* _Exercise goal_
List all lines of the data containing the word "React".

**********

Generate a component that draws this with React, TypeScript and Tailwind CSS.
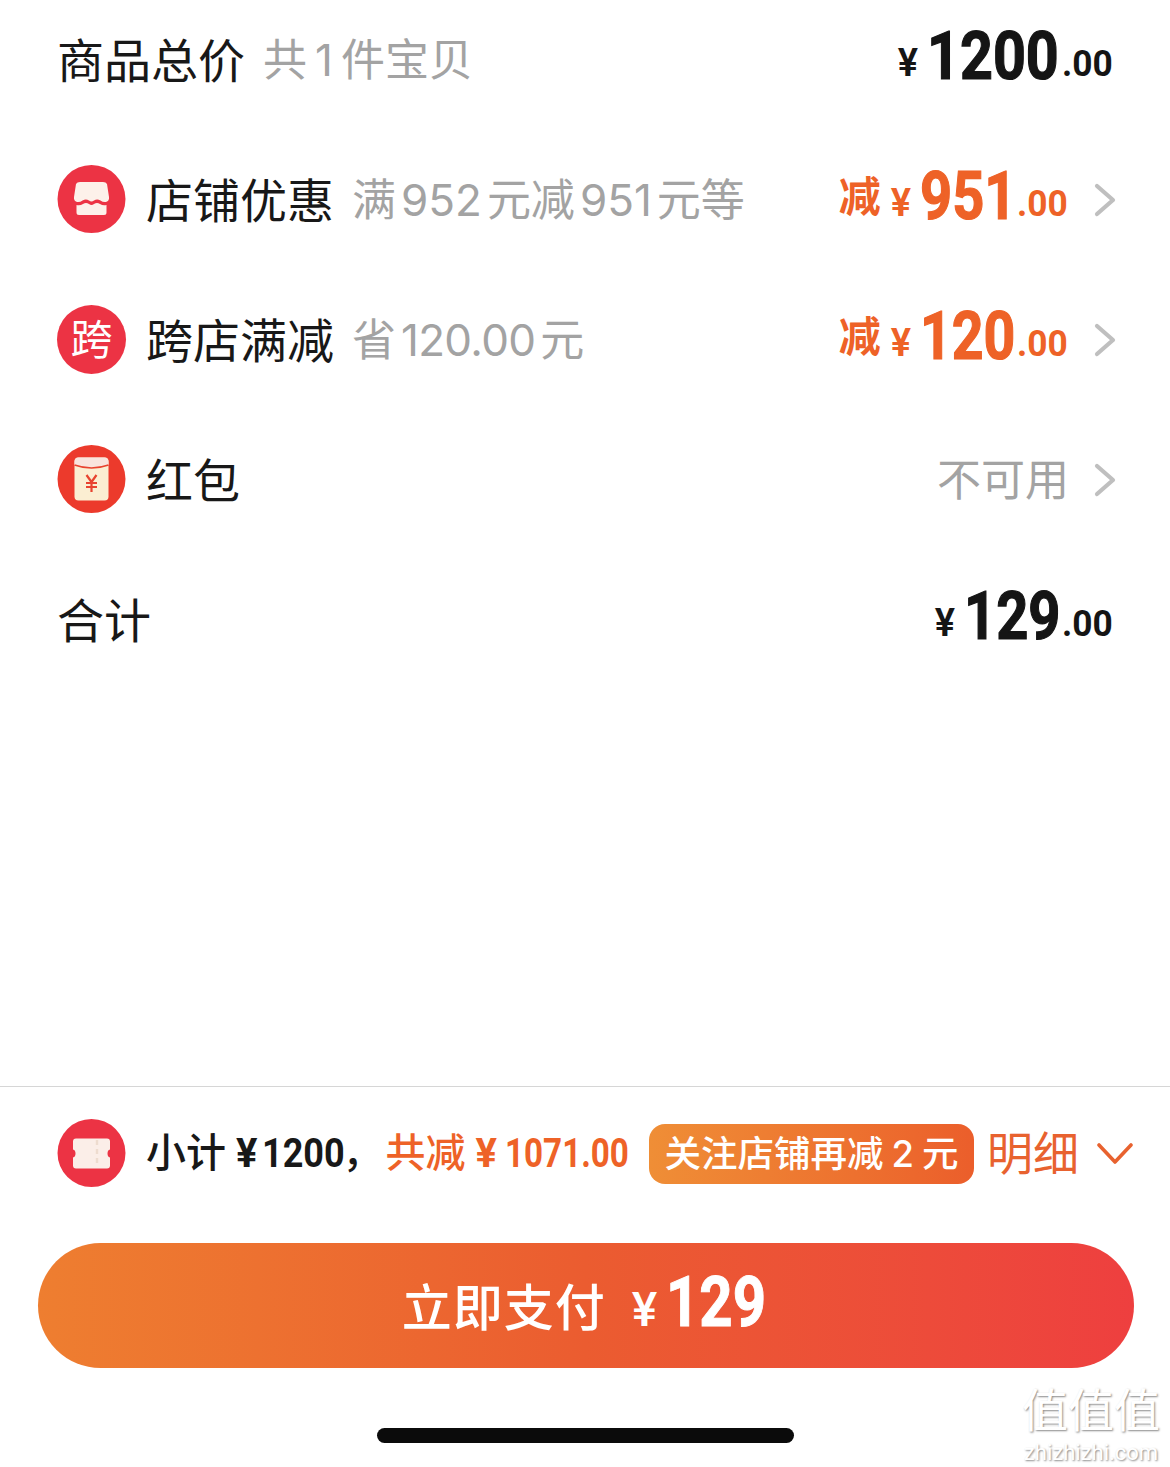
const cjk = "font-['Inter','Noto_Sans_CJK_SC','Noto_Sans',sans-serif]";
const din = "font-['Roboto',sans-serif]";

function Cond({ w, s, children }: { w: string; s: string; children: React.ReactNode }) {
  return (
    <span className={`inline-block whitespace-nowrap ${w}`}>
      <span className={`inline-block origin-left ${s}`}>{children}</span>
    </span>
  );
}

function Chevron({ className = "" }: { className?: string }) {
  return (
    <svg width="22" height="34" viewBox="0 0 22 34" fill="none" className={className}>
      <path d="M3 3 L19 17 L3 31" stroke="#bfbfbf" strokeWidth="4.2" strokeLinecap="round" strokeLinejoin="round" />
    </svg>
  );
}

function Amount({ int, color, w, s }: { int: string; color: string; w: string; s: string }) {
  return (
    <span className={`flex items-baseline pb-[6px] ${din} font-bold ${color}`}>
      <span className="text-[38px] font-semibold mr-[9px] leading-none -translate-y-[3px]">¥</span>
      <span className="text-[66px] leading-none [-webkit-text-stroke:1.2px_currentColor]">
        <Cond w={w} s={s}>{int}</Cond>
      </span>
      <span className="text-[36px] leading-none ml-[5px] -translate-y-[3px]">
        <Cond w="w-[49px]" s="scale-x-[0.98]">.00</Cond>
      </span>
    </span>
  );
}

function ShopIcon() {
  return (
    <svg width="70" height="70" viewBox="0 0 70 70">
      <circle cx="34.5" cy="34" r="34" fill="#ec3344" />
      <path d="M23 17 H46 Q49 17 50 19 L52 32 Q52.5 36 49 37 Q46 37.5 43.5 35.5 Q40 33.5 37 35.5 Q34.5 37.5 32 35.5 Q29 33.5 25.5 35.5 Q23 37.5 20 37 Q16.5 36 17 32 L19 19 Q20 17 23 17 Z" fill="#fdf1ea" />
      <path d="M19.5 40 Q23 41 26 39 Q29 37 32 39 Q34.5 41 37 39 Q40 37 43 39 Q46 41 49.5 40 V47.5 Q49.5 50 47 50 H22 Q19.5 50 19.5 47.5 Z" fill="#fdf1ea" />
    </svg>
  );
}

function EnvelopeIcon() {
  return (
    <svg width="70" height="70" viewBox="0 0 70 70">
      <circle cx="34.5" cy="34" r="34" fill="#ec3a2c" />
      <rect x="17.5" y="12.5" width="34" height="43" rx="4" fill="#fbeed2" />
      <path d="M17.5 17 Q17.5 12.5 21.5 12.5 H47.5 Q51.5 12.5 51.5 17 V20 Q34.5 26 17.5 20 Z" fill="#f9e4dd" />
      <path d="M17.5 20 Q34.5 26 51.5 20" stroke="#e8432f" strokeWidth="1.6" fill="none" />
      <path d="M29.5 30 L34.5 37 L39.5 30 M29 38 H40 M29 42 H40 M34.5 37 V47" stroke="#e8432f" strokeWidth="2.2" fill="none" />
    </svg>
  );
}

function TicketIcon() {
  return (
    <svg width="70" height="70" viewBox="0 0 70 70">
      <circle cx="34.5" cy="34" r="34" fill="#ec3344" />
      <path d="M19 19.5 H50 Q53 19.5 53 22.5 V30.5 Q50.5 31 50.5 34.5 Q50.5 38 53 38.5 V46.5 Q53 49.5 50 49.5 H19 Q16 49.5 16 46.5 V38.5 Q18.5 38 18.5 34.5 Q18.5 31 16 30.5 V22.5 Q16 19.5 19 19.5 Z" fill="#fbeee8" />
      <path d="M40 21 V48" stroke="#eedccf" strokeWidth="2.4" strokeDasharray="5 4" />
    </svg>
  );
}

function Row({ icon, label, sub, right }: { icon?: React.ReactNode; label: string; sub?: React.ReactNode; right: React.ReactNode }) {
  return (
    <div className="h-[120px] flex items-center pl-[57px]">
      {icon && <div className="w-[70px] h-[70px] mr-[19px] shrink-0">{icon}</div>}
      <span className="text-[47px] leading-none text-[#181818]">{label}</span>
      {sub && <span className="ml-[18px] text-[44px] leading-none text-[#a3a3a3] whitespace-nowrap">{sub}</span>}
      <div className="ml-auto flex items-center">{right}</div>
    </div>
  );
}

function Discount({ int, w, s }: { int: string; w: string; s: string }) {
  return (
    <div className="flex items-center pr-[54px]">
      <span className="pb-[6px] text-[42px] leading-none font-bold text-[#ee6227] mr-[10px]">减</span>
      <Amount int={int} color="text-[#ee6227]" w={w} s={s} />
      <Chevron className="ml-[28px]" />
    </div>
  );
}

export default function App() {
  return (
    <div className={`w-[1170px] h-[1467px] bg-white relative overflow-hidden flex flex-col ${cjk}`}>
      <div className="h-[1086px] flex flex-col gap-[20px] border-b border-[#d6d6d6] box-content">
        <Row
          label="商品总价"
          sub={<>共<span className="mx-[8px]">1</span>件宝贝</>}
          right={<div className="pr-[59px]"><Amount int="1200" color="text-[#151515]" w="w-[130px]" s="scale-x-[0.87]" /></div>}
        />
        <Row
          icon={<ShopIcon />}
          label="店铺优惠"
          sub={<>满<span className="mx-[5px]">952</span>元减<span className="mx-[5px]">951</span>元等</>}
          right={<Discount int="951" w="w-[92px]" s="scale-x-[0.85]" />}
        />
        <Row
          icon={
            <div className="w-[69px] h-[69px] rounded-full bg-[#ec3344] text-white text-[42px] leading-none flex items-center justify-center">跨</div>
          }
          label="跨店满减"
          sub={<>省<span className="mx-[5px] tracking-[-0.7px]">120.00</span>元</>}
          right={<Discount int="120" w="w-[92px]" s="scale-x-[0.84]" />}
        />
        <Row
          icon={<EnvelopeIcon />}
          label="红包"
          right={
            <div className="flex items-center pr-[54px]">
              <span className="text-[44px] leading-none text-[#a3a3a3]">不可用</span>
              <Chevron className="ml-[25px]" />
            </div>
          }
        />
        <Row
          label="合计"
          right={<div className="pr-[59px]"><Amount int="129" color="text-[#151515]" w="w-[93px]" s="scale-x-[0.85]" /></div>}
        />
      </div>

      <div className="h-[134px] flex items-center pl-[57px]">
        <div className="w-[70px] h-[70px] mr-[19px] shrink-0"><TicketIcon /></div>
        <span className="pb-[2px] flex items-baseline text-[40px] leading-none font-medium text-[#181818] whitespace-nowrap">
          小计
          <span className={`ml-[10px] mr-[5px] font-bold ${din}`}>¥</span>
          <span className={`font-bold ${din}`}><Cond w="w-[80px]" s="scale-x-[0.9]">1200</Cond></span>
          <span>，</span>
        </span>
        <span className="pb-[2px] ml-[3px] flex items-baseline text-[40px] leading-none font-medium text-[#ee6227] whitespace-nowrap">
          共减
          <span className={`ml-[10px] mr-[8px] font-bold ${din}`}>¥</span>
          <span className={`font-bold ${din}`}><Cond w="w-[122px]" s="scale-x-[0.83]">1071.00</Cond></span>
        </span>
        <span className="ml-[22px] h-[60px] w-[325px] rounded-[16px] bg-linear-to-r from-[#ef8e36] to-[#eb5e2b] text-white text-[36.5px] font-medium leading-none flex items-center justify-center whitespace-nowrap">
          关注店铺再减<span className="mx-[8px]">2</span>元
        </span>
        <span className="pb-[2px] ml-[13px] text-[46px] leading-none text-[#e8622f] whitespace-nowrap">明细</span>
        <svg width="36" height="24" viewBox="0 0 36 24" fill="none" className="ml-[18px] -mt-[2px]">
          <path d="M2 4 L18 21 L34 4" stroke="#e8622f" strokeWidth="3.6" strokeLinecap="round" strokeLinejoin="round" />
        </svg>
      </div>

      <div className="mt-[22px] ml-[38px] w-[1096px] h-[125px] rounded-full bg-linear-to-r from-[#ee7e30] via-[#eb5c30] to-[#ee3f3f] flex items-baseline justify-center text-white pt-[24px] pr-[6px]">
        <span className="text-[50px] font-medium leading-none tracking-[1px]">立即支付</span>
        <span className={`ml-[26px] text-[48px] font-medium leading-none ${din}`}>¥</span>
        <span className={`ml-[9px] text-[70px] font-bold leading-none ${din} [-webkit-text-stroke:1px_currentColor]`}>
          <Cond w="w-[98px]" s="scale-x-[0.83]">129</Cond>
        </span>
      </div>

      <div className="mt-[60px] mx-auto w-[417px] h-[15px] rounded-full bg-[#0b0b0b]" />

      <div className="absolute left-[1021px] top-[1387px] w-[140px] flex flex-col items-center text-white [text-shadow:1px_1px_2px_#8a8a8a]">
        <span className="text-[46px] leading-none whitespace-nowrap">值值值</span>
        <span className={`text-[22px] leading-none mt-[9px] ${din}`}>zhizhizhi.com</span>
      </div>
    </div>
  );
}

**********

* _Full response_
Generate a component that draws this with React, TypeScript and Tailwind CSS.
function Cond({ w, s, children }: { w: string; s: string; children: React.ReactNode }) {
function Row({ icon, label, sub, right }: { icon?: React.ReactNode; label: string; sub?: React.ReactNode; right: React.ReactNode }) {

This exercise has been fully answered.